Recently, Boeing announced that it will expand its products and services further with the purchase of two aviation companies, ETS Aviation and AerData.
UK-based ETS Aviation provides fuel-efficiency analytics software to more than 120 airlines and corporate flight departments, including tools to monitor fuel consumption, identify fuel savings opportunities, and track and report carbon emissions.
Netherlands-based AerData meanwhile, provides integrated software solutions for lease management, engine fleet planning and records management. With it, Boeing will expand its aircraft maintenance and leasing records management capabilities.

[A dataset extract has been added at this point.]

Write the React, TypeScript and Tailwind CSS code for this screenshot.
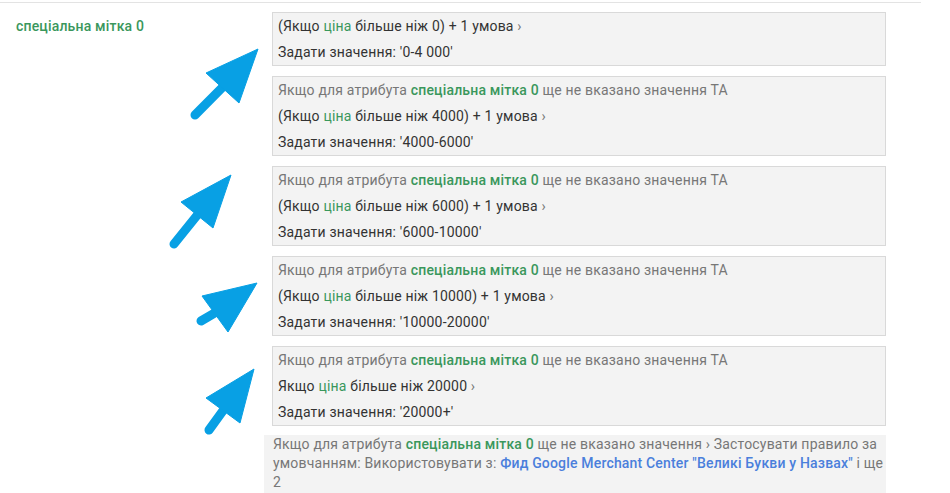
import React from "react";

const G = ({ children }: { children: React.ReactNode }) => (
  <span className="text-[#3a975c]">{children}</span>
);
const GB = ({ children }: { children: React.ReactNode }) => (
  <span className="text-[#3a975c] font-medium">{children}</span>
);
const Chev = () => <span className="text-[#777]"> ›</span>;

type Rule = { prev: boolean; cond: React.ReactNode; value: string };

const rules: Rule[] = [
  {
    prev: false,
    cond: (
      <>
        (Якщо <G>ціна</G> більше ніж 0) + 1 умова
      </>
    ),
    value: "'0-4 000'",
  },
  {
    prev: true,
    cond: (
      <>
        (Якщо <G>ціна</G> більше ніж 4000) + 1 умова
      </>
    ),
    value: "'4000-6000'",
  },
  {
    prev: true,
    cond: (
      <>
        (Якщо <G>ціна</G> більше ніж 6000) + 1 умова
      </>
    ),
    value: "'6000-10000'",
  },
  {
    prev: true,
    cond: (
      <>
        (Якщо <G>ціна</G> більше ніж 10000) + 1 умова
      </>
    ),
    value: "'10000-20000'",
  },
  {
    prev: true,
    cond: (
      <>
        Якщо <G>ціна</G> більше ніж 20000
      </>
    ),
    value: "'20000+'",
  },
];

type Arrow = {
  tip: [number, number];
  l: [number, number];
  r: [number, number];
  tail: [number, number];
};

const arrows: Arrow[] = [
  { tip: [258, 49], l: [206, 73], r: [239, 103], tail: [195, 115] },
  { tip: [231, 175], l: [181, 202], r: [213, 228], tail: [174, 244] },
  { tip: [257, 283], l: [202, 296], r: [228, 332], tail: [201, 321] },
  { tip: [254, 369], l: [206, 398], r: [240, 423], tail: [209, 430] },
];

function Arrows() {
  return (
    <svg
      className="absolute left-0 top-0 pointer-events-none"
      width={950}
      height={493}
      viewBox="0 0 950 493"
    >
      {arrows.map((a, i) => {
        const mx = (a.l[0] + a.r[0]) / 2;
        const my = (a.l[1] + a.r[1]) / 2;
        const sx = mx + (a.tip[0] - mx) * 0.2;
        const sy = my + (a.tip[1] - my) * 0.2;
        return (
          <g key={i} fill="#08a0e4" stroke="#08a0e4">
            <line
              x1={a.tail[0]}
              y1={a.tail[1]}
              x2={sx}
              y2={sy}
              strokeWidth={9}
              strokeLinecap="round"
            />
            <polygon
              points={`${a.tip[0]},${a.tip[1]} ${a.l[0]},${a.l[1]} ${a.r[0]},${a.r[1]}`}
              strokeWidth={1}
              strokeLinejoin="miter"
            />
          </g>
        );
      })}
    </svg>
  );
}

export default function App() {
  return (
    <div className="relative w-[950px] h-[493px] overflow-hidden bg-white font-['Roboto','Liberation_Sans',sans-serif] text-[14px] tracking-[0.18px] text-[#333]">
      <div className="mt-[2px] w-[921px] border-t border-[#e3e3e3]" />
      <div className="flex pt-[9px]">
        <div className="w-[264px] shrink-0 pl-[16px] pt-[1px] leading-[26px] font-medium text-[#3a975c]">
          спеціальна мітка 0
        </div>
        <div className="w-[622px] flex flex-col">
          <div className="ml-[8px] flex flex-col gap-[10px]">
            {rules.map((r, i) => (
              <div
                key={i}
                className="border border-[#d9d9d9] bg-[#f3f3f3] pl-[5px] leading-[26px]"
              >
                {r.prev && (
                  <div className="text-[#777]">
                    Якщо для атрибута <GB>спеціальна мітка 0</GB> ще не вказано
                    значення ТА
                  </div>
                )}
                <div>
                  {r.cond}
                  <Chev />
                </div>
                <div>Задати значення: {r.value}</div>
              </div>
            ))}
          </div>
          <div className="mt-[9px] bg-[#f3f3f3] pl-[9px] pr-[2px] pb-[2px] leading-[19px] text-[#777]">
            Якщо для атрибута <GB>спеціальна мітка 0</GB> ще не вказано значення
            › Застосувати правило за умовчанням: Використовувати з:{" "}
            <span className="font-medium text-[#4a7fdc]">
              Фид Google Merchant Center "Великі Букви у Назвах"
            </span>{" "}
            і ще 2
          </div>
        </div>
      </div>
      <Arrows />
    </div>
  );
}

“Boeing is focused on creating a competitive advantage for our customers,” said Stan Deal, SVP of commercial aviation services at Boeing Commercial Airplanes. “Adding these fuel-efficiency tools enhances the edge we provide customers, helping airlines realise greater operating and environmental efficiencies.”
On the AerData buyout, he said: “AerData’s tools make it easier for airlines and leasing companies to manage complex maintenance records.
“Increasing the efficiency of records management helps to streamline the process of placing airplanes and other valuable assets with operators during leasing transactions.”
But what's the upshot of all this? Like Amazon, Boeing is creating an oligopoly.
Amazon has become the world’s largest online retailer, but that wasn’t enough. It’s also branched out to offer the Amazon phone, e-book reader, tablet computer and cloud computing services. We all love Amazon, but just talk to a small bookshop owner to find out the effect it’s had on the marketplace.
Similarly, Boeing and Airbus have taken business from MROs by selling their aircraft with an aftermarket package. Independent MRO providers have been very vocal about this but, because of their size and standing, OEMs will always have the ball in their court.
Some have predicted that independent MROs will have to start offering a different and cheaper alternative. The obvious way to do so is to offer non-OEM parts, but whether airlines will risk their asset value by accepting these parts is yet to be seen.
What is clear is that the market is changing. Seeing the success of companies like Amazon, Boeing also sees an opportunity. But while a one-stop-shop can make life a lot easier for airlines, we should never forget the importance of smaller companies.